Barking is a normal part of dog behaviour and one of many forms of vocal communication. Sometimes barking works in our favour; many dog owners are happy when their dogs bark at strangers that approach their home or to let them know that they need to go outside for a bathroom break. However, sometimes a dog’s barking can get out of hand and can cause conflict with neighbours or just be plain annoying. Because barking serves a variety of functions, it’s really important to identify its cause and your dog’s motivation for barking before you can develop a training plan to address excessive barking. Here are some of the most common types of barking to be aware of:
If your dog barks at any and every noise he hears and new thing that he sees, he’s probably alarm barking. Someone is here! Something is happening over there! This is normally the type of barking that happens when your dog hears someone at the front door. Again, some barking might be ok. However, a lot of dogs (especially ones that tend to be fearful or anxious) have trouble calming themselves down once they get started.
Reactive, Nervous Barking
If your dog barks excessively when he sees another dog or a strange person, he might be barking reactively. The sight of a strange dog or person causes a lot of dogs some anxiety or fear – why is that person/dog here? What does he want? Is he going to hurt me? Barking is one strategy that some dogs use to scare away something that makes them nervous. “Don’t mess with me! Look how tough I am!!” And most of the time, barking works! The other person or dog continues on their walk and moves farther away from your dog. Your dog doesn’t know that that’s what they were going to do anyway – he just knows that he barked, and the scary thing left. Barking works and he will be more likely to do it again in the future.
Some dogs bark excessively when they are bored or frustrated. If your dog is barking because he’s bored, he’s trying to let you know that he’s not getting enough exercise or enough mental stimulation. Imagine if you were stuck in a house or yard all day with no TV, no cell phone, no computer, and no one else to talk to. Eventually you are going to make up your own game to give yourself something to do with your extra energy. Some dogs dig holes or eat the garden. Other dogs bark.
Some dogs bark when they are frustrated. It might happen during a training session when he can’t figure out what his trainer wants him to do. It might be because he doesn’t have access to playmates. Or maybe it’s because he is confined behind a gate or in a crate and he’d like to be out where the action is.
Sometimes when dogs get excited, they start barking and it can be difficult for them to calm themselves down enough to stop. Often times these are dogs that are easily over-stimulated or excited by novel things, things that move, greeting people, and playing with other dogs. These are usually the dogs that also bark for the sheer enjoyment of doing it. It’s fun to make noise!
Some dogs learn that barking gets them attention, food, toys, or anything else that they want. For them, any attention is good attention.
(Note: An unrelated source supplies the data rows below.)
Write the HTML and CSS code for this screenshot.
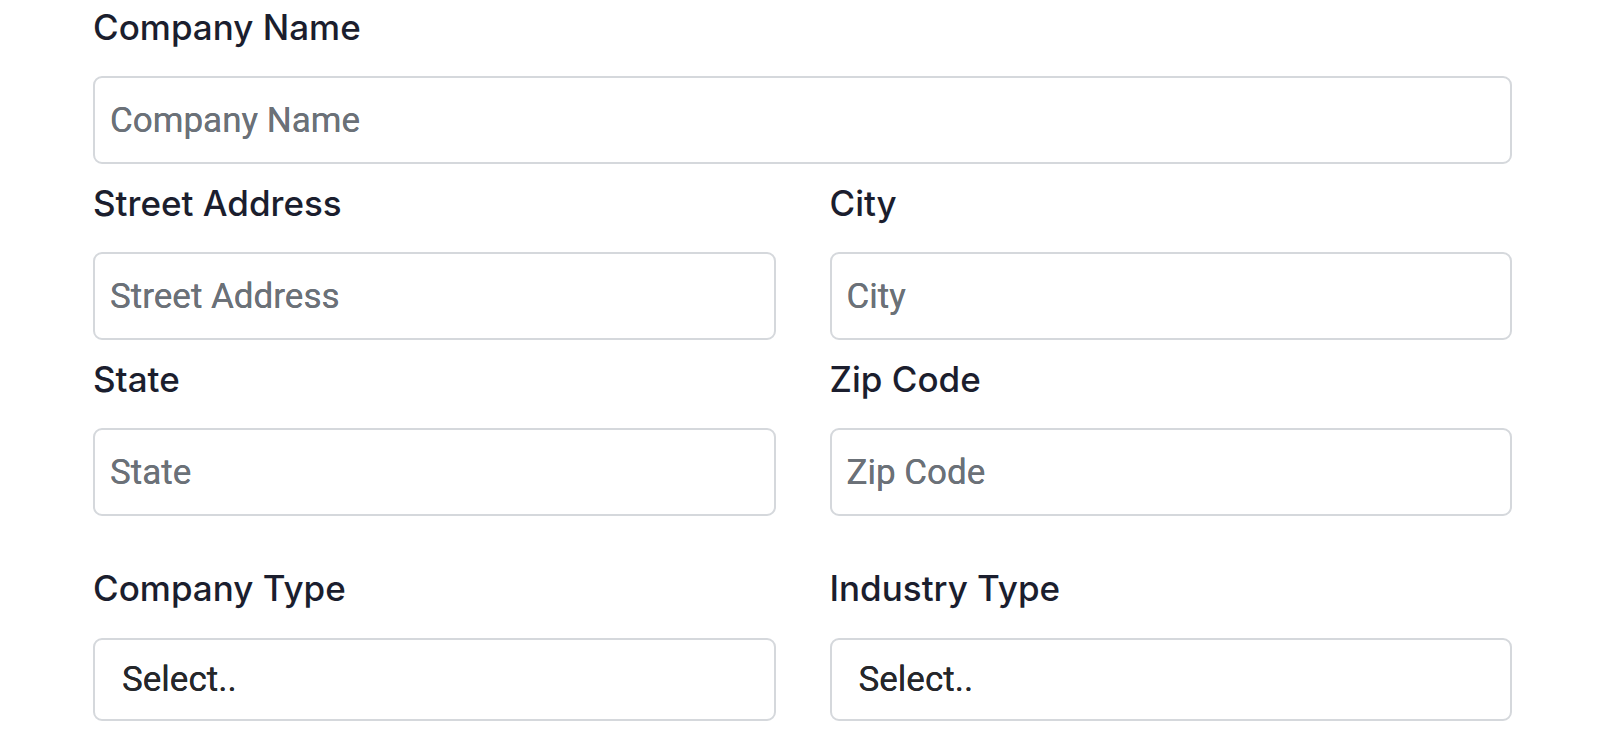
FILE: index.html
```html
<!DOCTYPE html>
<html lang="en">
<head>
<meta charset="utf-8">
<title>Company Form</title>
<link rel="stylesheet" href="styles.css">
</head>
<body>
<form class="form">
  <div class="field">
    <label class="label">Company Name</label>
    <input class="input" type="text" placeholder="Company Name">
  </div>
  <div class="row">
    <div class="field">
      <label class="label">Street Address</label>
      <input class="input" type="text" placeholder="Street Address">
    </div>
    <div class="field">
      <label class="label">City</label>
      <input class="input" type="text" placeholder="City">
    </div>
  </div>
  <div class="row">
    <div class="field">
      <label class="label">State</label>
      <input class="input" type="text" placeholder="State">
    </div>
    <div class="field">
      <label class="label">Zip Code</label>
      <input class="input" type="text" placeholder="Zip Code">
    </div>
  </div>
  <div class="row row-select">
    <div class="field">
      <label class="label label-select">Company Type</label>
      <div class="select">Select..</div>
    </div>
    <div class="field">
      <label class="label label-select">Industry Type</label>
      <div class="select">Select..</div>
    </div>
  </div>
</form>
</body>
</html>
```

FILE: styles.css
```css
* { box-sizing: border-box; }
html, body { margin: 0; padding: 0; background: #ffffff; }
body { font-family: Roboto, "Noto Sans", sans-serif; }

.form {
  width: 1419px;
  margin-left: 93px;
  padding-top: 0;
  display: flex;
  flex-direction: column;
}

.row {
  display: grid;
  grid-template-columns: 1fr 1fr;
  column-gap: 54px;
}

.row-select { margin-top: 33px; }

.field {
  display: flex;
  flex-direction: column;
  margin-bottom: 12px;
}

.label {
  font-family: Inter, Roboto, sans-serif;
  font-weight: 550;
  font-size: 35px;
  line-height: 54px;
  color: #1b1e2e;
  margin-bottom: 22px;
}

.label-select { margin-bottom: 23px; }

.input {
  height: 88px;
  width: 100%;
  border: 2px solid #d5d8dc;
  border-radius: 9px;
  padding: 0 15px;
  font-family: Roboto, sans-serif;
  font-weight: 400;
  font-size: 35px;
  color: #212529;
  background: #fff;
  outline: none;
}

.input::placeholder {
  color: #6b7178;
  opacity: 1;
  text-shadow: 0 0 0.6px #6b7178;
}

.select {
  height: 83px;
  border: 2px solid #d5d8dc;
  border-radius: 9px;
  padding: 0 27px;
  display: flex;
  align-items: center;
  font-family: Roboto, sans-serif;
  font-weight: 400;
  font-size: 35px;
  color: #25272b;
  text-shadow: 0 0 0.5px #25272b;
  background: #fff;
}
```
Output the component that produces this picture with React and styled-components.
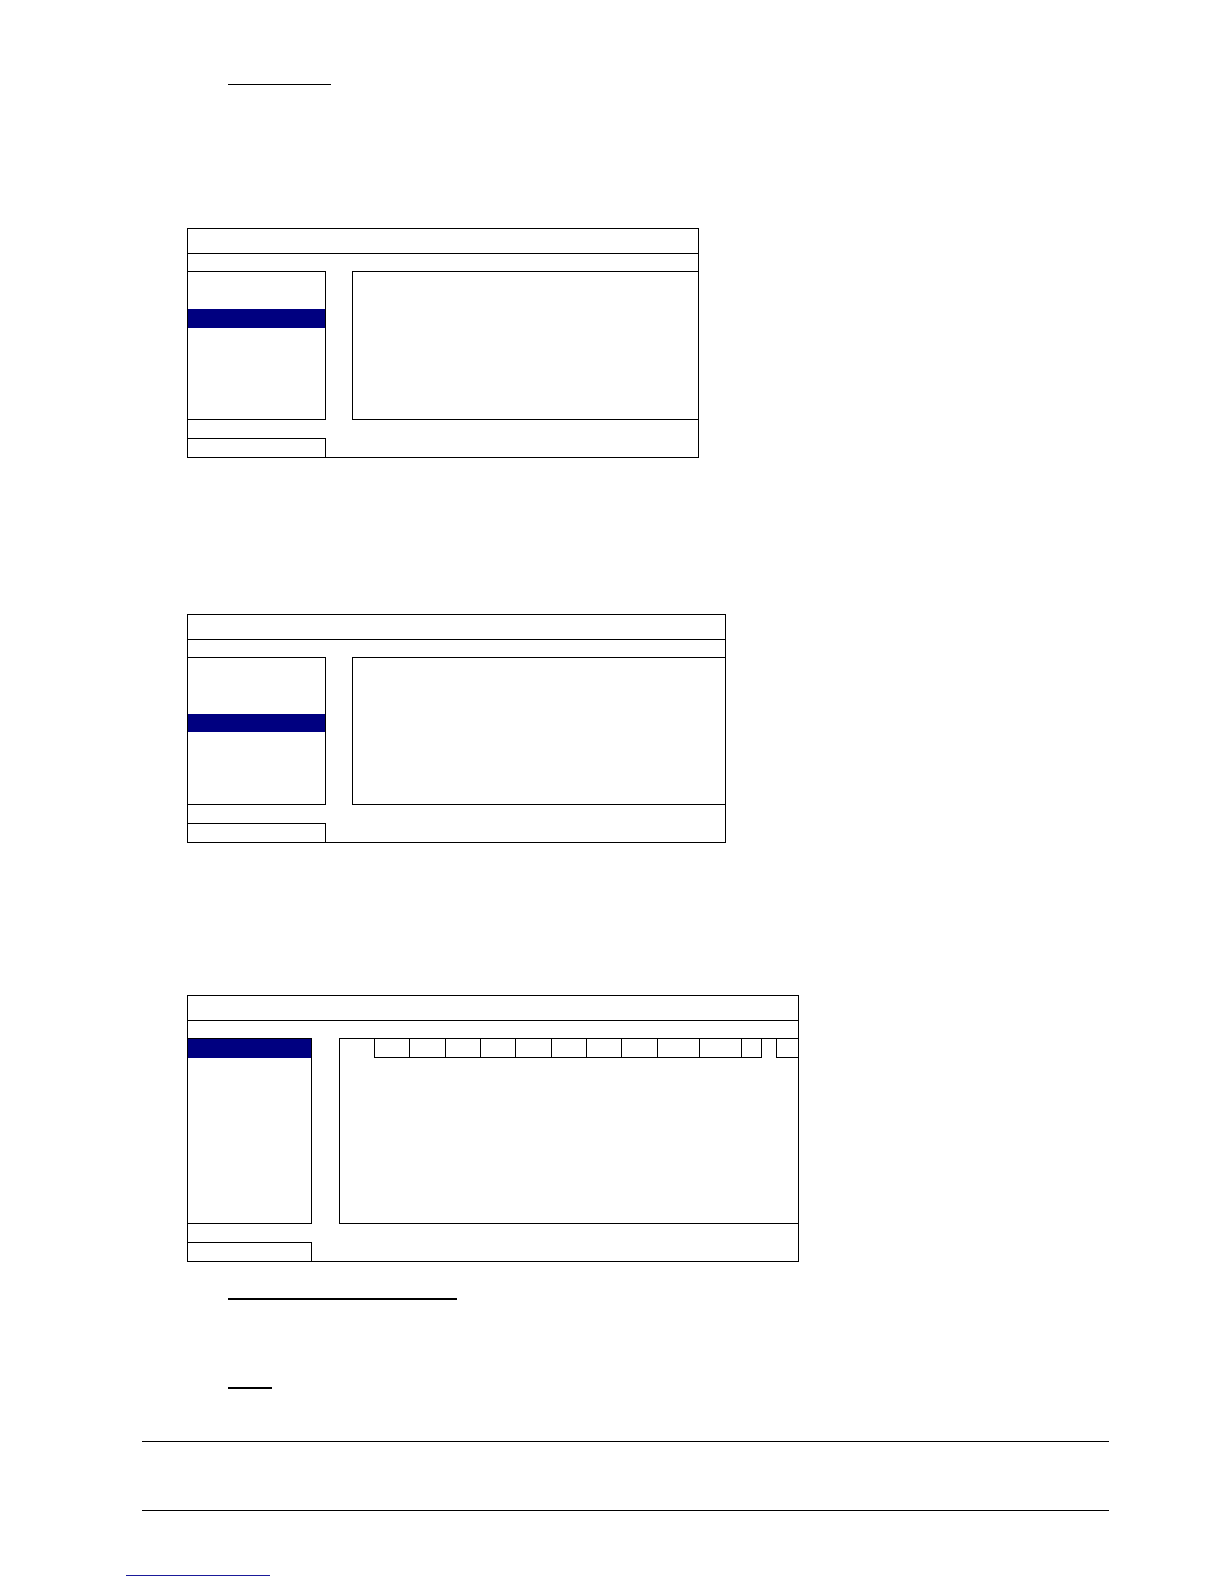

Furthermore, if your dog continues to bark for attention or to demand that you give him something, chances are that he’s eventually being rewarded for doing so. Be careful about how and when you deliver rewards to him if you want the barking to stop!
Illness or Injury
Sometimes dogs bark more when they are in pain or not feeling well. If you notice a sudden change in your dog’s behaviour, it might be a good idea to get him checked out by the vet to make sure that there are no underlying medical conditions that need to be addressed.
A dog who has separation anxiety feels extreme distress when their human is gone and/or when they are alone. Separation anxiety can vary widely in its intensity and it can also manifest in many forms including: heavy panting, drooling, accidents in the house, trying to escape from confinement, scratching/digging at doors or windows, and excessive barking. If you are concerned that your dog may have separation anxiety, contact a professional dog trainer that specialises in behaviour modification and positive reinforcement right away.
Each type of barking serves a distinct function for a dog, and if he’s repeatedly rewarded for his barking—in other words, if it gets him what he wants—he can learn to use barking to his benefit. When you start working on a training plan to address excessive barking, keep in mind that it will take some time to teach your dog to bark less. It’s not realistic to expect a quick fix or to expect that your dog will stop barking altogether.